Task objective
Starting at the top of the listing, extract every line up to and including the one with "const scroll = (left)". Pictures stay out of the copy.

Information provided
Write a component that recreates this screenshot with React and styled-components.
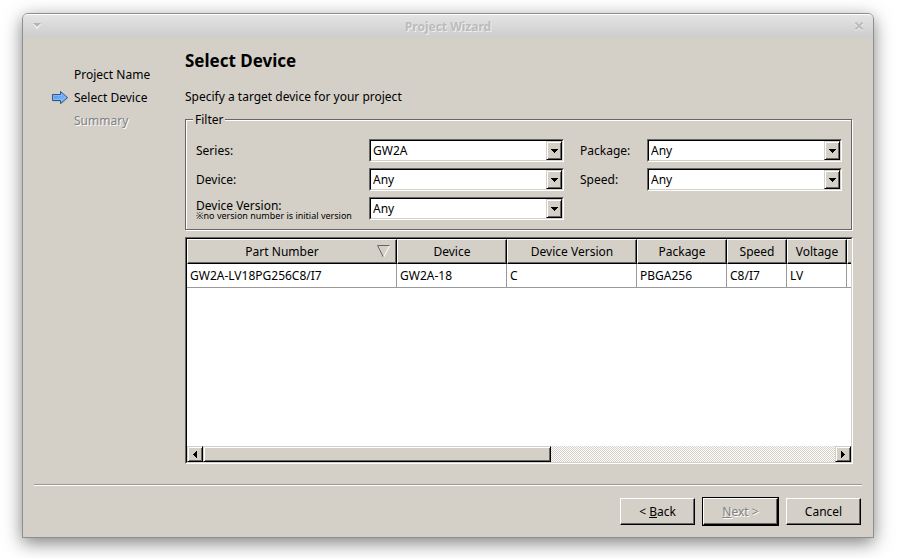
import { useRef } from 'react';
import styled, { createGlobalStyle, css } from 'styled-components';

const steps = [
    { name: 'Project Name', state: 'done' },
    { name: 'Select Device', state: 'current' },
    { name: 'Summary', state: 'disabled' },
];

const columns = [
    { name: 'Part Number', width: 210, sorted: true },
    { name: 'Device', width: 110 },
    { name: 'Device Version', width: 130 },
    { name: 'Package', width: 90 },
    { name: 'Speed', width: 60 },
    { name: 'Voltage', width: 60 },
    { name: '', width: 547 },
];

const parts = [
    ['GW2A-LV18PG256C8/I7', 'GW2A-18', 'C', 'PBGA256', 'C8/I7', 'LV', ''],
];

export default function App() {
    const viewport = useRef(null);
    const scroll = (left) => viewport.current.scrollBy({ left });

    return (
        <>
            <GlobalStyle />
            <Desktop>
                <Window>
                    <TitleBar>
                        <TitleButton aria-label="Window menu">
                            <svg width="10" height="8" viewBox="0 0 10 8">
                                <path d="M1 2h8L5 7z" fill="#f6f6f6" />
                                <path d="M1 1h8L5 5z" fill="#b4b4b4" />
                            </svg>
                        </TitleButton>
                        <TitleText>Project Wizard</TitleText>
                        <TitleButton aria-label="Close">
                            <svg width="10" height="10" viewBox="0 0 10 10" fill="none" strokeWidth="2">
                                <path d="M1.5 2.5l7 7M8.5 2.5l-7 7" stroke="#f4f4f4" />
                                <path d="M1.5 1.5l7 7M8.5 1.5l-7 7" stroke="#bcbcbc" />
                            </svg>
                        </TitleButton>
                    </TitleBar>
                    <Body>
                        <Steps>
                            {steps.map((step) => (
                                <Step key={step.name} $disabled={step.state === 'disabled'}>
                                    <StepMark>{step.state === 'current' && <Arrow />}</StepMark>
                                    {step.name}
                                </Step>
                            ))}
                        </Steps>
                        <Content>
                            <Heading>Select Device</Heading>
                            <Hint>Specify a target device for your project</Hint>
                            <Filter>
                                <legend>Filter</legend>
                                <FilterGrid>
                                    <label htmlFor="series">Series:</label>
                                    <ComboBox id="series" value="GW2A" />
                                    <label htmlFor="package">Package:</label>
                                    <ComboBox id="package" value="Any" />
                                    <label htmlFor="device">Device:</label>
                                    <ComboBox id="device" value="Any" />
                                    <label htmlFor="speed">Speed:</label>
                                    <ComboBox id="speed" value="Any" />
                                    <VersionLabel htmlFor="version">
                                        Device Version:
                                        <small>※no version number is initial version</small>
                                    </VersionLabel>
                                    <ComboBox id="version" value="Any" />
                                </FilterGrid>
                            </Filter>
                            <TableFrame>
                                <Viewport ref={viewport}>
                                    <Table>
                                        <colgroup>
                                            {columns.map((column) => (
                                                <Column key={column.name} $width={column.width} />
                                            ))}
                                        </colgroup>
                                        <thead>
                                            <tr>
                                                {columns.map((column) => (
                                                    <HeaderCell key={column.name}>
                                                        <HeaderContent>
                                                            <span>{column.name}</span>
                                                            {column.sorted && <SortMark />}
                                                        </HeaderContent>
                                                    </HeaderCell>
                                                ))}
                                            </tr>
                                        </thead>
                                        <tbody>
                                            {parts.map((part) => (
                                                <tr key={part[0]}>
                                                    {part.map((value, i) => (
                                                        <Cell key={i}>{value}</Cell>
                                                    ))}
                                                </tr>
                                            ))}
                                        </tbody>
                                    </Table>
                                </Viewport>
                                <ScrollBar>
                                    <ScrollButton aria-label="Scroll left" onClick={() => scroll(-60)}>
                                        <svg width="4" height="7" viewBox="0 0 4 7" shapeRendering="crispEdges">
                                            <path d="M4 0v7L0 3.5z" />
                                        </svg>
                                    </ScrollButton>
                                    <Track>
                                        <Thumb />
                                    </Track>
                                    <ScrollButton aria-label="Scroll right" onClick={() => scroll(60)}>
                                        <svg width="4" height="7" viewBox="0 0 4 7" shapeRendering="crispEdges">
                                            <path d="M0 0v7l4-3.5z" />
                                        </svg>
                                    </ScrollButton>
                                </ScrollBar>
                            </TableFrame>
                        </Content>
                    </Body>
                    <Footer>
                        <Button>&lt;&nbsp;<u>B</u>ack</Button>
                        <DefaultFrame>
                            <Button disabled><u>N</u>ext&nbsp;&gt;</Button>
                        </DefaultFrame>
                        <Button>Cancel</Button>
                    </Footer>
                </Window>
            </Desktop>
        </>
    );
}

function ComboBox({ id, value }) {
    return (
        <Combo>
            <Select id={id} defaultValue={value}>
                <option>Any</option>
                {value !== 'Any' && <option>{value}</option>}
            </Select>
            <DropMark>
                <svg width="7" height="4" viewBox="0 0 7 4" shapeRendering="crispEdges">
                    <path d="M0 0h7v1h-1v1h-1v1h-1v1h-1v-1h-1v-1h-1v-1h-1z" />
                </svg>
            </DropMark>
        </Combo>
    );
}

function Arrow() {
    return (
        <svg width="17" height="16" viewBox="0 0 17 16">
            <defs>
                <linearGradient id="arrow" x1="0" y1="0" x2="1" y2="1">
                    <stop offset="0" stopColor="#4a8fe8" />
                    <stop offset="1" stopColor="#8cc4ff" />
                </linearGradient>
            </defs>
            <path d="M1 5.5h8v-3l7 6-7 6v-3H1z" fill="#000" opacity="0.15" />
            <path d="M.5 4.5h8v-3l7 6-7 6v-3h-8z" fill="url(#arrow)" stroke="#2f5688" />
            <path d="M1.5 5.5h8v-2l4.5 4-4.5 4v-2h-8z" fill="none" stroke="#8fc0ff" opacity="0.7" />
        </svg>
    );
}

function SortMark() {
    return (
        <svg width="13" height="13" viewBox="0 0 13 13" fill="none">
            <path d="M12.5 .5H.5l6 12" stroke="#666" />
            <path d="M12.5 1l-6 11.5" stroke="#fff" />
        </svg>
    );
}

const GlobalStyle = createGlobalStyle`
    * {
        box-sizing: border-box;
    }
    body {
        margin: 0;
        background: #fff;
        color: #000;
        font-family: 'Noto Sans', 'DejaVu Sans', sans-serif;
        font-size: 12px;
        line-height: 17px;
    }
    button, select {
        color: inherit;
        font: inherit;
    }
`;

const raised = css`
    background: #d4d0c8;
    border: 1px solid;
    border-color: #fff #000 #000 #fff;
    border-radius: 0;
    box-shadow: inset -1px -1px #666;
`;

const raisedSmall = css`
    background: #d4d0c8;
    border: 1px solid;
    border-color: #d4d0c8 #000 #000 #d4d0c8;
    box-shadow: inset 1px 1px #fff, inset -1px -1px #666;
`;

const sunken = css`
    background: #fff;
    border: 1px solid;
    border-color: #666 #fff #fff #666;
`;

const sunkenInner = css`
    border: 1px solid;
    border-color: #000 #d4d0c8 #d4d0c8 #000;
`;

const Desktop = styled.div`
    display: flex;
    min-height: 100vh;
    padding: 13px 23px 20px 22px;
`;

const Window = styled.main`
    display: flex;
    flex: 1;
    flex-direction: column;
    min-width: 0;
    background: #d4d0c8;
    border: 1px solid #8f8f8f;
    border-radius: 6px 6px 0 0;
    box-shadow: 0 5px 18px rgba(0, 0, 0, 0.5);
`;

const TitleBar = styled.header`
    display: flex;
    align-items: center;
    height: 23px;
    padding: 0 9px;
    background: linear-gradient(#e4e4e4, #cdcdcd);
    border-top: 1px solid #fff;
    border-radius: 5px 5px 0 0;
`;

const TitleButton = styled.button`
    display: flex;
    padding: 0;
    background: none;
    border: 0;
`;

const TitleText = styled.div`
    flex: 1;
    color: #bcbcbc;
    font-weight: 700;
    text-align: center;
    text-shadow: 1px 1px #eee;
`;

const Body = styled.div`
    display: flex;
    flex: 1;
    padding: 12px 20px 20px 29px;
`;

const Steps = styled.ol`
    flex: none;
    width: 133px;
    margin: 0;
    padding: 14px 0 0;
    list-style: none;
`;

const Step = styled.li`
    display: flex;
    align-items: center;
    height: 23px;
    color: ${({ $disabled }) => ($disabled ? '#808080' : '#000')};
    text-shadow: ${({ $disabled }) => ($disabled ? '1px 1px #fff' : 'none')};
`;

const StepMark = styled.span`
    display: flex;
    width: 22px;
`;

const Content = styled.section`
    display: flex;
    flex: 1;
    flex-direction: column;
    min-width: 0;
`;

const Heading = styled.h1`
    margin: 0 0 15px;
    font-size: 17px;
    line-height: 24px;
`;

const Hint = styled.p`
    margin: 0 0 6px;
`;

const Filter = styled.fieldset`
    min-width: 0;
    margin: 0 1px 7px 0;
    padding: 11px 9px 9px 10px;
    border: 1px solid #666;
    box-shadow: 1px 1px #fff, inset 1px 1px #fff;

    legend {
        margin-left: -3px;
        padding: 0 2px;
        background: #d4d0c8;
    }
`;

const FilterGrid = styled.div`
    display: grid;
    grid-template-columns: 157px 1fr 51px 1fr;
    grid-auto-rows: 23px;
    align-items: center;
    gap: 6px 16px;
`;

const VersionLabel = styled.label`
    display: flex;
    flex-direction: column;
    padding-top: 2px;
    line-height: 13px;
    white-space: nowrap;

    small {
        font-size: 9px;
        line-height: 8px;
    }
`;

const Combo = styled.div`
    ${sunken}
    display: grid;
    height: 23px;
`;

const Select = styled.select`
    ${sunkenInner}
    grid-area: 1 / 1;
    width: 100%;
    padding: 0 18px 0 2px;
    appearance: none;
    background: #fff;
    border-radius: 0;
`;

const DropMark = styled.span`
    ${raisedSmall}
    display: flex;
    grid-area: 1 / 1;
    align-items: center;
    justify-content: center;
    justify-self: end;
    width: 16px;
    margin: 1px 1px 1px 0;
    pointer-events: none;
    z-index: 1;
`;

const TableFrame = styled.div`
    ${sunken}
    display: flex;
    flex: 1;
    flex-direction: column;
    min-height: 0;
`;

const Viewport = styled.div`
    flex: 1;
    overflow: hidden;
    border: 1px solid;
    border-color: #000 #d4d0c8 #fff #000;
    border-bottom: 0;
`;

const Table = styled.table`
    width: 1207px;
    table-layout: fixed;
    border-collapse: separate;
    border-spacing: 0;
`;

const Column = styled.col`
    width: ${({ $width }) => $width}px;
`;

const HeaderCell = styled.th`
    ${raised}
    height: 25px;
    padding: 0 6px;
    font-weight: 400;
`;

const HeaderContent = styled.div`
    display: flex;
    align-items: center;
    gap: 7px;

    span {
        flex: 1;
    }
`;

const Cell = styled.td`
    height: 24px;
    padding: 0 3px;
    border: solid #9a9a9a;
    border-width: 0 1px 1px 0;
`;

const ScrollBar = styled.div`
    display: flex;
    height: 17px;
    border: 1px solid;
    border-color: #000 #d4d0c8 #d4d0c8 #000;
    border-top: 0;
`;

const ScrollButton = styled.button`
    ${raisedSmall}
    display: flex;
    flex: none;
    align-items: center;
    justify-content: center;
    width: 16px;
    padding: 0;
`;

const Track = styled.div`
    flex: 1;
    background: repeating-conic-gradient(#d4d0c8 0 25%, #fff 0 50%) 0 0 / 2px 2px;
`;

const Thumb = styled.div`
    ${raisedSmall}
    width: 55%;
    height: 100%;
`;

const Footer = styled.footer`
    display: flex;
    align-items: center;
    justify-content: flex-end;
    gap: 7px;
    margin: 0 11px;
    padding: 12px 1px 11px 0;
    border-top: 1px solid #999;
    box-shadow: inset 0 1px #fff;
`;

const Button = styled.button`
    ${raised}
    width: 75px;
    height: 27px;
    padding: 0;

    &:disabled {
        color: #808080;
        text-shadow: 1px 1px #fff;
    }
`;

const DefaultFrame = styled.span`
    display: flex;
    border: 1px solid #000;
`;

Answer for this exercise
Write a component that recreates this screenshot with React and styled-components.
import { useRef } from 'react';
import styled, { createGlobalStyle, css } from 'styled-components';

const steps = [
    { name: 'Project Name', state: 'done' },
    { name: 'Select Device', state: 'current' },
    { name: 'Summary', state: 'disabled' },
];

const columns = [
    { name: 'Part Number', width: 210, sorted: true },
    { name: 'Device', width: 110 },
    { name: 'Device Version', width: 130 },
    { name: 'Package', width: 90 },
    { name: 'Speed', width: 60 },
    { name: 'Voltage', width: 60 },
    { name: '', width: 547 },
];

const parts = [
    ['GW2A-LV18PG256C8/I7', 'GW2A-18', 'C', 'PBGA256', 'C8/I7', 'LV', ''],
];

export default function App() {
    const viewport = useRef(null);
    const scroll = (left) => viewport.current.scrollBy({ left });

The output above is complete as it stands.